The following images were taken this morning around 10 am

The pair met in an old Ironwood where he passed the prey to her. She is in the top right corner, visibly larger than he.
The female had very pale markings compared with the one in the picture which I took some years ago when they nested here. . Yesterday I first thought that she might be a fledgling (I did not want to go too close) But the expert way she handled the big prey spoke against her being a chick and also that she flew into the saguaro cavity afterwards. Observing the pair again today confirmed that she is indeed the adult female. 

She started to eat right away

He hung around until 2 Turkey Vultures soared over and demanded his attention

She moved with her prize to her favorite dead Palo Verde. This time it's a Zebratail Lizard. Later she moved on to the nesting cavity in the Saguaro.

The Cactus Wren celebrates that he has the Ironwood to himself again. His nest is in a nearby Cholla

Wednesday, May 15, 2019

Singing Tree Hoppers

As some of you may know, part of my business is to help other scientists to find insects that they need for their research.
Last year a client wanted to search for specific tree hoppers in Arizona. We found all three species that he was looking for, and he recorded their voices. Amplified, they sounded like an ocean recording of all kinds of whales. Quite amazing. Adults and nymphs seemed to communicate with wails and clicks

Enchenopa permutata male

This year he had no time to come out to Arizona, so today I drove to Box Canyon in the Santa Ritas to collect nymphs and adults of Enchenopa permutata on Lycium.

Monoxia sp. leaf beetles
But when I got to the bushes where we collected and recorded last year, I found to my dismay that other insects had taken over. Leaf beetles in the genus Monoxia and their larvae were feeding on the leaves and the bushes were in very bad shape.

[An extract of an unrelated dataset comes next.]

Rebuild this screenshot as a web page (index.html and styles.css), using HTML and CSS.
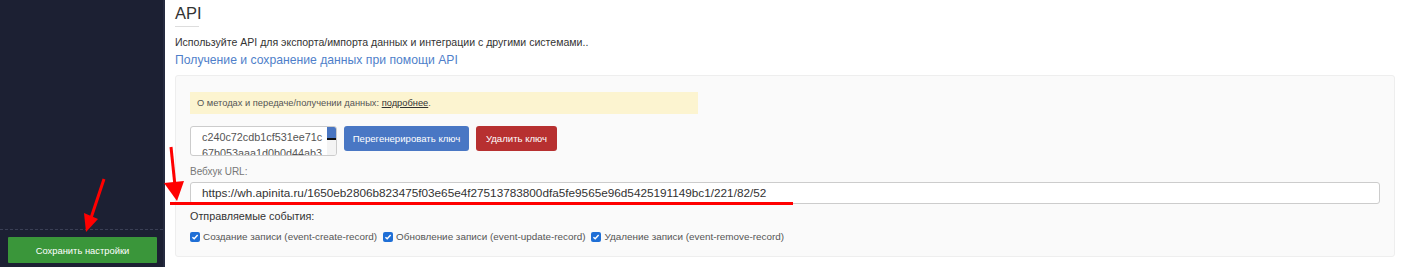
FILE: index.html
```html
<!DOCTYPE html>
<html lang="ru">
<head>
<meta charset="utf-8">
<link rel="stylesheet" href="styles.css">
</head>
<body>
<div class="layout">
  <aside class="sidebar">
    <div class="sidebar-fill"></div>
    <div class="sidebar-footer">
      <button class="btn-save">Сохранить настройки</button>
    </div>
  </aside>
  <main class="main">
    <h2 class="title">API</h2>
    <div class="title-rule"></div>
    <p class="intro">Используйте API для экспорта/импорта данных и интеграции с другими системами..</p>
    <a class="doc-link">Получение и сохранение данных при помощи API</a>
    <section class="panel">
      <div class="alert">О методах и передаче/получении данных: <span class="alert-link">подробнее</span>.</div>
      <div class="key-row">
        <div class="key-box">
          <div class="key-text">c240c72cdb1cf531ee71c<br>67b053aaa1d0b0d44ab3</div>
          <div class="key-scroll"><div class="key-thumb"></div><div class="key-grip"></div></div>
        </div>
        <button class="btn btn-blue">Перегенерировать ключ</button>
        <button class="btn btn-red">Удалить ключ</button>
      </div>
      <div class="label">Вебхук URL:</div>
      <div class="url-input">https://wh.apinita.ru/1650eb2806b823475f03e65e4f27513783800dfa5fe9565e96d5425191149bc1/221/82/52</div>
      <div class="events-title">Отправляемые события:</div>
      <div class="events">
        <label class="event"><span class="cb"><svg viewBox="0 0 10 10" width="8" height="8"><path d="M1.8 5.2 L4 7.3 L8.3 2.6" fill="none" stroke="#fff" stroke-width="1.8"/></svg></span>Создание записи (event-create-record)</label>
        <label class="event"><span class="cb"><svg viewBox="0 0 10 10" width="8" height="8"><path d="M1.8 5.2 L4 7.3 L8.3 2.6" fill="none" stroke="#fff" stroke-width="1.8"/></svg></span>Обновление записи (event-update-record)</label>
        <label class="event"><span class="cb"><svg viewBox="0 0 10 10" width="8" height="8"><path d="M1.8 5.2 L4 7.3 L8.3 2.6" fill="none" stroke="#fff" stroke-width="1.8"/></svg></span>Удаление записи (event-remove-record)</label>
      </div>
    </section>
  </main>
</div>
<svg class="annot" width="1420" height="267" viewBox="0 0 1420 267">
  <line x1="170" y1="203.5" x2="793" y2="203.5" stroke="#ff0000" stroke-width="3"/>
  <line x1="171" y1="147" x2="175" y2="186" stroke="#ff0000" stroke-width="3"/>
  <polygon points="164,183 184,181 177,201" fill="#ff0000"/>
  <line x1="104" y1="179" x2="91" y2="218" stroke="#ff0000" stroke-width="3"/>
  <polygon points="84,213 98,219 86,232" fill="#ff0000"/>
</svg>
</body>
</html>
```
FILE: styles.css
```css
* { box-sizing: border-box; }
html, body { margin: 0; padding: 0; }
body {
  width: 1420px;
  height: 267px;
  overflow: hidden;
  background: #fff;
  font-family: "Liberation Sans", Arial, sans-serif;
  color: #333;
  position: relative;
}
.layout { display: flex; height: 267px; }
.sidebar {
  width: 165px;
  flex: none;
  background: #1c2033;
  border-right: 2px solid #262b40;
  display: flex;
  flex-direction: column;
}
.sidebar-fill { flex: 1; }
.sidebar-footer {
  border-top: 1px dashed #3a3f55;
  padding: 7px 6px 4px 8px;
}
.btn-save {
  display: block;
  width: 149px;
  height: 26px;
  border: none;
  border-radius: 1px;
  background: #3a963a;
  color: #fff;
  font-family: inherit;
  font-size: 9.4px;
  padding: 0;
}
.main {
  flex: 1;
  padding: 0 26px 0 10px;
}
.title {
  margin: 4px 0 0;
  font-size: 16.5px;
  font-weight: normal;
  line-height: 18px;
  color: #333;
}
.title-rule {
  width: 24px;
  height: 1px;
  background: #ddd;
  margin-top: 4px;
}
.intro {
  margin: 8px 0 0;
  font-size: 10.55px;
  line-height: 14px;
}
.doc-link {
  display: block;
  margin-top: 3px;
  font-size: 12.2px;
  line-height: 16px;
  color: #4f7fca;
}
.panel {
  margin-top: 7px;
  background: #fafafa;
  border: 1px solid #eeeeee;
  border-radius: 3px;
  height: 182px;
  padding: 16px 14px 0 14px;
}
.alert {
  width: 508px;
  height: 22px;
  background: #fcf4d0;
  color: #555;
  font-size: 9.3px;
  line-height: 22px;
  padding-left: 7px;
}
.alert-link { color: #333; text-decoration: underline; }
.key-row {
  display: flex;
  gap: 7px;
  margin-top: 12px;
  align-items: flex-start;
}
.key-box {
  width: 147px;
  flex: none;
  height: 30px;
  background: #fff;
  border: 1px solid #ccc;
  border-radius: 3px;
  display: flex;
  overflow: hidden;
}
.key-text {
  flex: 1;
  min-width: 0;
  font-size: 10.8px;
  line-height: 16px;
  color: #555;
  padding: 2px 0 0 11px;
  white-space: nowrap;
  overflow: hidden;
}
.key-scroll {
  width: 9px;
  flex: none;
  display: flex;
  flex-direction: column;
  background: #f4f4f4;
}
.key-thumb {
  flex: none;
  height: 13px;
  background: #4a76c2;
  border-bottom: 2px solid #111;
}
.key-grip { flex: 1; }
.btn {
  height: 25px;
  border: none;
  border-radius: 3px;
  color: #fff;
  font-family: inherit;
  font-size: 9.6px;
  padding: 0;
  white-space: nowrap;
}
.btn-blue { background: #4977c4; width: 125px; }
.btn-red { background: #b73030; width: 81px; }
.label {
  margin-top: 9px;
  font-size: 10px;
  line-height: 14px;
  color: #777;
}
.url-input {
  margin-top: 3px;
  width: 1190px;
  height: 22px;
  background: #fff;
  border: 1px solid #ccc;
  border-radius: 3px;
  font-size: 11.75px;
  line-height: 20px;
  padding-left: 11px;
  color: #333;
  white-space: nowrap;
}
.events-title {
  margin-top: 5px;
  font-size: 10.8px;
  line-height: 14px;
  color: #333;
}
.events {
  display: flex;
  gap: 6px;
  margin-top: 7px;
}
.event {
  display: flex;
  align-items: center;
  font-size: 9.9px;
  line-height: 14px;
  color: #555;
}
.cb {
  width: 10px;
  height: 10px;
  background: #1f6fd6;
  border-radius: 2px;
  margin-right: 3px;
  display: flex;
  align-items: center;
  justify-content: center;
}
.annot {
  position: absolute;
  left: 0;
  top: 0;
  pointer-events: none;
}
```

Many of the remaining leaves showed rust infections. On those bushes were only very few Echenopa adults and nearly no nymphs.

Enchenopa permutata female
It took me a long time to find healthier Lycium, but luckily there were tree hoppers on those. Instead of gleaning like we did last year, I finally resorted to the use of my beating sheet.

Enchenopa permutata nymph
Not easy because of the dense, low growth but in the end I had hopefully enough bugs for my client. Now I hope that they survive the shipping and like the potted Lycium plant that is waiting for them. And start singing again!

Sunday, May 5, 2019

A tethered Ladybug, a parasitic wasp and a virus

Hippodamia convergens tethered above pupae of parasitic wasp Dinocampus coccinellae
I found this below Snow Bowl in Flagstaff, Arizona: Ladybugs, seemingly alive but immobile above a little cocoon, as if guarding it.
The explanation:
Dinocampus coccinellae (braconid wasp) stings ladybug and oviposits. The wasp also transfers virus D. coccinellae paralysis virus (DcPV for short). The virus multiplies in the developing wasp larva and eventually infects the Ladybugs nervous system. At the time the wasp hatches and pupates, the virus immobilizes the ladybug. The brightly aposematic and toxic beetle now stands guard over the silk cocoon that its  former unwelcome guest has spun beneath it, basically providing protection for the pupa. The beetle is still able to move, but not walk away. The DcP virus may actually enhance their deterrent effect by making the beetle  twitch.
Some beetles seemed to recover later to be able to move around, but how far the recovery goes is unknown.